1. split labeled data into train / val
2. train model on train
3. predict on unlabeled; keep rows where max(softmax) >= τ (often τ ≈ 0.9)
4. add kept rows with their predicted label to the training set
5. retrain from scratch (or warm-start)
6. evaluate on val; if val improved, iterate; if it dropped, stop and use the previous round's model

The threshold τ matters. Too low and you inject label noise. Too high and no new rows make it in. A common pattern is to start high and lower over rounds as the model gets more confident.

Label Propagation In Practice

from sklearn.semi_supervised import LabelSpreading

clf = LabelSpreading(kernel="knn", n_neighbors=7, alpha=0.2)
# y: labeled = class id, unlabeled = -1
clf.fit(X, y)
y_pred = clf.transduction_  # per-row predicted label including previously unlabeled

The hard part is the graph. Euclidean distance on raw features often does not represent semantic similarity. Scaling, PCA, or a learned embedding usually helps.

What To Inspect

• labeled val accuracy vs round — should climb, then plateau, then drop if you overrun
• pseudo-label class distribution — if one class is getting 80% of pseudo-labels and it is not the majority class, drift is happening
• pseudo-label confidence distribution — a big peak near the threshold means τ is near a cliff; shift it to see
• agreement between rounds — if round N flips many labels that round N-1 assigned, the model is not stabilizing
• held-out error on the original labeled test split — this is the only number that matters at the end

Failure Pattern

• confirmation bias.

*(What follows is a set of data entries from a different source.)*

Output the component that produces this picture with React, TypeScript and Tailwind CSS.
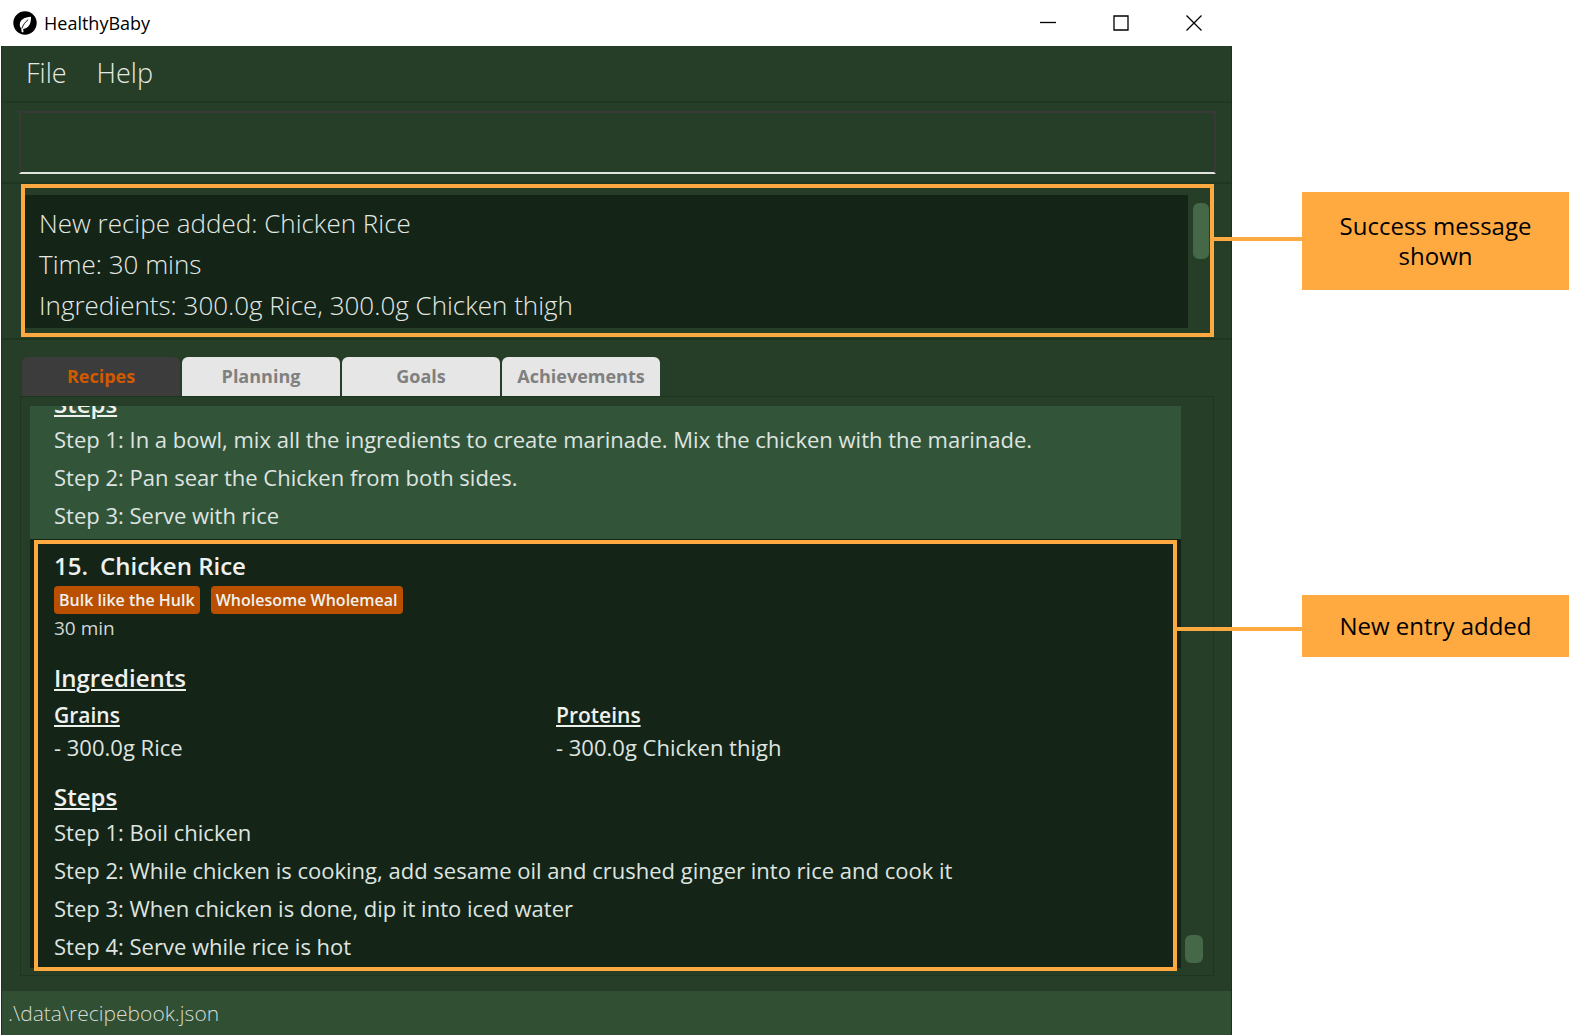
import { useState, type ReactNode } from 'react';

function Callout({ text, lineClass, boxClass }: { text: string; lineClass: string; boxClass: string }) {
  return (
    <aside className="absolute left-full top-0 z-10 flex items-start">
      <span className={`h-1 bg-[#ffaa40] ${lineClass}`} />
      <p className={`flex w-[267px] items-center justify-center bg-[#ffaa40] px-8 text-center text-[24px] leading-[30px] text-black ${boxClass}`}>
        {text}
      </p>
    </aside>
  );
}

function LeafLogo() {
  return (
    <svg className="size-6" viewBox="0 0 24 24" aria-hidden="true">
      <circle cx="12" cy="12" r="11.7" fill="#000" />
      <path d="M18 5.8C11.5 6 7 8.8 6.8 13.6c0 1.800.5 2.900 1.400 3.600L8.700 21.200h1.800l-.3-3.300C15.500 17.500 18.300 13 18 5.800Z" fill="#fff" />
      <path d="M15.200 8.600C12.200 11 10 14 8.900 17.500" stroke="#000" strokeWidth="0.9" fill="none" />
    </svg>
  );
}

function WindowButton({ label, children }: { label: string; children: ReactNode }) {
  return (
    <button aria-label={label} className="flex h-11 w-[73px] items-center justify-center">
      <svg className="size-4" viewBox="0 0 16 16" fill="none" stroke="#000" strokeWidth="1.3" aria-hidden="true">
        {children}
      </svg>
    </button>
  );
}

function Steps({ steps }: { steps: string[] }) {
  return (
    <ol className="text-[22px] leading-[38px] text-[#dfe4e0]">
      {steps.map((step, i) => (
        <li key={step}>{`Step ${i + 1}: ${step}`}</li>
      ))}
    </ol>
  );
}

function Ingredient({ group, item }: { group: string; item: string }) {
  return (
    <div>
      <h4 className="text-[21px] font-semibold leading-8 underline decoration-2 underline-offset-2">{group}</h4>
      <p className="text-[22px] leading-8 text-[#dfe4e0]">{`- ${item}`}</p>
    </div>
  );
}

const tabs = ['Recipes', 'Planning', 'Goals', 'Achievements'];
const message = 'New recipe added: Chicken Rice\nTime: 30 mins\nIngredients: 300.0g Rice, 300.0g Chicken thigh';

export default function App() {
  const [active, setActive] = useState('Recipes');
  const [command, setCommand] = useState('');

  return (
    <div className="min-h-screen overflow-hidden bg-white pl-px pr-[337px] font-['Open_Sans','Noto_Sans',sans-serif]">
      <div className="flex min-h-screen flex-col">
        <header className="flex h-[46px] items-center bg-white pl-3 pr-[2px]">
          <LeafLogo />
          <h1 className="ml-[7px] flex-1 text-[18px] leading-6 text-black">HealthyBaby</h1>
          <WindowButton label="Minimize"><path d="M0 7.500h16" /></WindowButton>
          <WindowButton label="Maximize"><path d="M1 1h14v14H1z" /></WindowButton>
          <WindowButton label="Close"><path d="m.5.5 15 15m0-15-15 15" /></WindowButton>
        </header>

        <div className="flex flex-1 flex-col border-x border-[#1b331d] bg-[#263d27]">
          <nav className="flex h-[57px] items-center gap-[30px] border-b-2 border-[#203722] pl-6 text-[27px] font-light text-[#e4e9e4]">
            <button>File</button>
            <button>Help</button>
          </nav>

          <div className="border-b-2 border-[#1e3520] pb-2 pl-[17px] pr-[15px] pt-2">
            <input
              aria-label="Command"
              value={command}
              onChange={(e) => setCommand(e.target.value)}
              className="block h-[63px] w-full border-2 border-[#383838] border-b-[#dfe4df] bg-transparent px-4 text-[26px] font-light text-white outline-none"
            />
          </div>

          <section className="relative mb-px ml-[19px] mr-[17px] flex h-[153px] border-4 border-[#ffaa40] pb-[5px] pt-[7px]">
            <textarea
              aria-label="Result"
              readOnly
              value={message}
              className="block flex-1 resize-none overflow-hidden bg-[#142417] px-[14px] pt-2 text-[26px] font-light leading-[41px] text-[#e4e9e4] outline-none"
            />
            <div className="w-[22px] pl-[5px] pt-2">
              <div className="h-[56px] w-4 rounded-md bg-[#456848]" />
            </div>
            <Callout text="Success message shown" lineClass="mt-[49px] w-[92px]" boxClass="mt-1 h-[98px]" />
          </section>

          <main className="flex flex-1 flex-col border-t-2 border-[#1e3520] pb-[15px] pl-[18px] pr-[17px] pt-[17px]">
            <div role="tablist" className="flex gap-[2px] pl-[2px]">
              {tabs.map((tab) => (
                <button
                  key={tab}
                  role="tab"
                  aria-selected={tab === active}
                  onClick={() => setActive(tab)}
                  className={`h-[39px] w-[158px] rounded-t-md text-[18px] font-bold ${
                    tab === active ? 'bg-[#3c3c3c] text-[#d05a00]' : 'bg-[#e6e6e6] text-[#808080]'
                  }`}
                >
                  {tab}
                </button>
              ))}
            </div>

            <div role="tabpanel" className="flex flex-1 border border-[#1e3520] px-[9px] pb-[7px] pt-[9px] text-[#eef1ee]">
              <div className="flex min-w-0 flex-1 flex-col bg-[#142417]">
                <article className="flex h-[133px] flex-col justify-end overflow-hidden bg-[#32553a] pb-[5px] pl-6">
                  <h3 className="text-[24px] font-semibold leading-8 underline decoration-2 underline-offset-2">Steps</h3>
                  <Steps
                    steps={[
                      'In a bowl, mix all the ingredients to create marinade. Mix the chicken with the marinade.',
                      'Pan sear the Chicken from both sides.',
                      'Serve with rice',
                    ]}
                  />
                </article>
                <article className="relative -mb-[3px] ml-1 mr-1 mt-px flex-1 border-4 border-[#ffaa40] pb-[2px] pl-4 pt-1">
                  <h2 className="flex gap-3 text-[24px] font-semibold leading-9">
                    <span>15.</span>
                    <span>Chicken Rice</span>
                  </h2>
                  <div className="mt-[2px] flex gap-[11px] text-[16px] font-semibold leading-7">
                    <span className="rounded bg-[#bb4f00] px-[5px]">Bulk like the Hulk</span>
                    <span className="rounded bg-[#bb4f00] px-[5px]">Wholesome Wholemeal</span>
                  </div>
                  <p className="text-[19px] leading-7 text-[#d3d9d4]">30 min</p>
                  <h3 className="mt-5 text-[24px] font-semibold leading-8 underline decoration-2 underline-offset-2">Ingredients</h3>
                  <div className="mt-[5px] grid grid-cols-[502px_1fr]">
                    <Ingredient group="Grains" item="300.0g Rice" />
                    <Ingredient group="Proteins" item="300.0g Chicken thigh" />
                  </div>
                  <h3 className="mt-[18px] text-[24px] font-semibold leading-8 underline decoration-2 underline-offset-2">Steps</h3>
                  <Steps
                    steps={[
                      'Boil chicken',
                      'While chicken is cooking, add sesame oil and crushed ginger into rice and cook it',
                      'When chicken is done, dip it into iced water',
                      'Serve while rice is hot',
                    ]}
                  />
                  <Callout text="New entry added" lineClass="mt-[83px] w-[129px]" boxClass="mt-[51px] h-[62px]" />
                </article>
              </div>
              <div className="flex w-[23px] flex-col justify-end pb-[5px] pl-1">
                <div className="h-7 w-[18px] rounded-md bg-[#456848]" />
              </div>
            </div>
          </main>

          <footer className="h-11 bg-[#304f33] pl-[6px] text-[21px] font-light leading-[44px] text-[#d5dcd5]">
            .\data\recipebook.json
          </footer>
        </div>
      </div>
    </div>
  );
}
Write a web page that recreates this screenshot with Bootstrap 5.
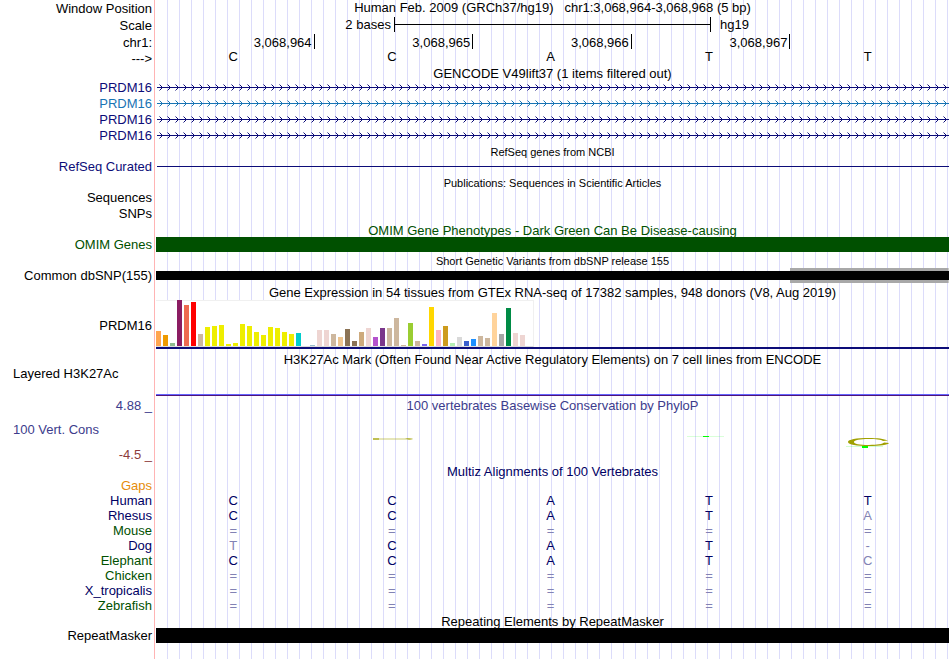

The model is confident about wrong predictions; those get pseudo-labeled in; the model gets more confident about the same wrong thing. The pool poisons itself. Symptom: val accuracy climbs for a round or two then drops.
• class imbalance amplification. The majority class starts slightly over-represented in pseudo-labels; next round the minority classes shrink; eventually you have a majority-class-predictor that looks confident. Fix: per-class thresholds or balanced sampling.
• distribution shift. Unlabeled comes from a slightly different source (time, geography, sensor). Pseudo-labels push the model toward the new distribution, which hurts on the original labeled test.
• no validation signal. You ran 10 rounds and picked "the last one" without checking val. You have no evidence it is better than round 0.

Quick Checks

• before pseudo-labeling: is there a clean labeled val set that will NOT be contaminated?
• is the unlabeled pool from the same distribution as the labeled pool?
• is the initial supervised model well-calibrated enough for confidence thresholds to be meaningful?
• does each round of pseudo-labeling use a fresh model (trained from scratch) or warm-start? (either is fine, but know which)
• is τ fixed or annealed across rounds?

Practice

Run academy/labs/semi-supervised-learning/src/ssl_workflow.py:

• it generates a synthetic 2D two-moons dataset with only 20 labeled points and 2000 unlabeled
• it compares four strategies: labeled-only logistic regression, self-training with τ=0.9, self-training with per-class balanced thresholds, and label spreading
• it reports accuracy on a held-out clean labeled set and the round-by-round val trajectory

After running it, you should be able to explain when pseudo-labeling helps, when it hurts, and how confirmation bias looks in the round-by-round curve.

Longer Connection

Semi-supervised learning is one answer to "labels are expensive." The others:

• active learning — ask a human to label the points the model is most uncertain about, not random ones
• weak supervision — write heuristic labeling functions over the unlabeled pool and denoise them
• self-supervised pretraining — train a representation on the unlabeled pool with no labels, then linear-probe

These are not mutually exclusive. A production setup often stacks self-supervised pretraining + pseudo-labeling + active-learning acquisition. The exam setting typically gives you one labeled pool and one unlabeled pool and asks you to do the best you can — in that case, start with pseudo-labeling on a well-calibrated model and a real held-out val set.